WHAT NEEDS TO BE DONE: Track down each line that has the word "React" and copy it.
====== DATA FOR THE TASK
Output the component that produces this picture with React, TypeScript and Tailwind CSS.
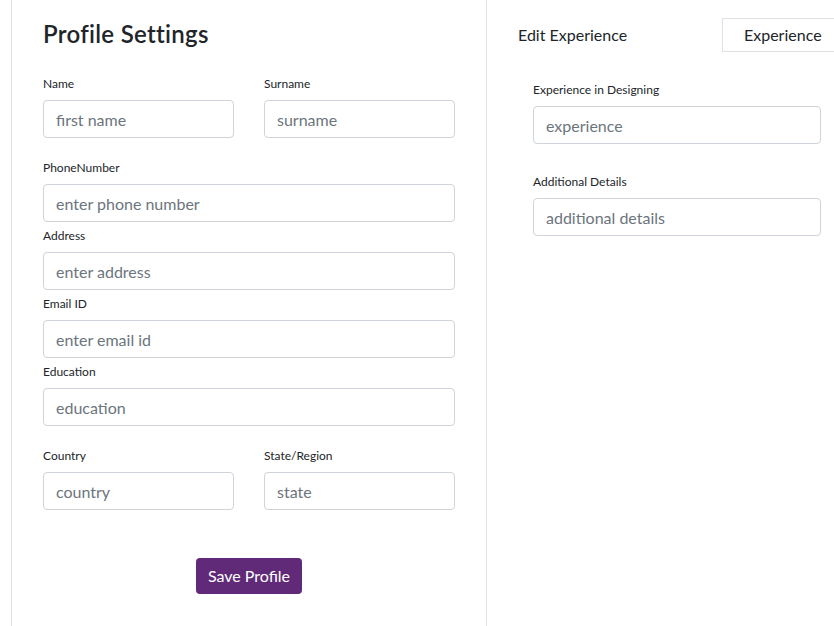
import React from "react";

const font = { fontFamily: 'Lato, "Noto Sans", sans-serif' };

function Field({ label, placeholder, className = "" }: { label: string; placeholder: string; className?: string }) {
  return (
    <div className={className}>
      <div className="h-[18px] text-[12px] leading-[18px] text-[#212529]">{label}</div>
      <input
        className="mt-[7px] block h-[38px] w-full rounded-[4px] border border-[#ced4da] bg-white px-[12px] text-[16px] text-[#495057] outline-none placeholder:text-[#6c757d]"
        placeholder={placeholder}
      />
    </div>
  );
}

export default function App() {
  return (
    <div className="h-[626px] w-[834px] overflow-hidden bg-white" style={font}>
      <div className="ml-[11px] flex h-full border-l border-[#dee2e6]">
        <div className="w-[475px] shrink-0 border-r border-[#dee2e6] px-[31px] pt-[19px]">
          <h1 className="text-[24px] font-semibold leading-[30px] tracking-[0.3px] text-[#212529]">Profile Settings</h1>
          <div className="mt-[26px] grid grid-cols-2 gap-x-[30px]">
            <Field label="Name" placeholder="first name" />
            <Field label="Surname" placeholder="surname" />
          </div>
          <Field className="mt-[21px]" label="PhoneNumber" placeholder="enter phone number" />
          <Field className="mt-[5px]" label="Address" placeholder="enter address" />
          <Field className="mt-[5px]" label="Email ID" placeholder="enter email id" />
          <Field className="mt-[5px]" label="Education" placeholder="education" />
          <div className="mt-[21px] grid grid-cols-2 gap-x-[30px]">
            <Field label="Country" placeholder="country" />
            <Field label="State/Region" placeholder="state" />
          </div>
          <div className="mt-[48px] flex justify-center">
            <button className="h-[36px] rounded-[4px] bg-[#612a78] px-[12px] text-[16px] text-white">Save Profile</button>
          </div>
        </div>
        <div className="min-w-0 flex-1 pl-[31px]">
          <div className="mt-[18px] flex h-[34px] items-center justify-between">
            <span className="text-[16px] leading-[24px] text-[#212529]">Edit Experience</span>
            <div className="flex h-[34px] w-[130px] shrink-0 items-center border border-[#dee2e6] pl-[21px] text-[16px] text-[#212529] -mr-[18px]">
              Experience
            </div>
          </div>
          <div className="w-[288px] ml-[15px]">
            <Field className="mt-[29px]" label="Experience in Designing" placeholder="experience" />
            <Field className="mt-[29px]" label="Additional Details" placeholder="additional details" />
          </div>
        </div>
      </div>
    </div>
  );
}
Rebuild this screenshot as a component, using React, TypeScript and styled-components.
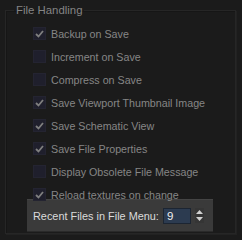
============
WRITTEN REPLY:
Output the component that produces this picture with React, TypeScript and Tailwind CSS.
import React from "react";
Rebuild this screenshot as a component, using React, TypeScript and styled-components.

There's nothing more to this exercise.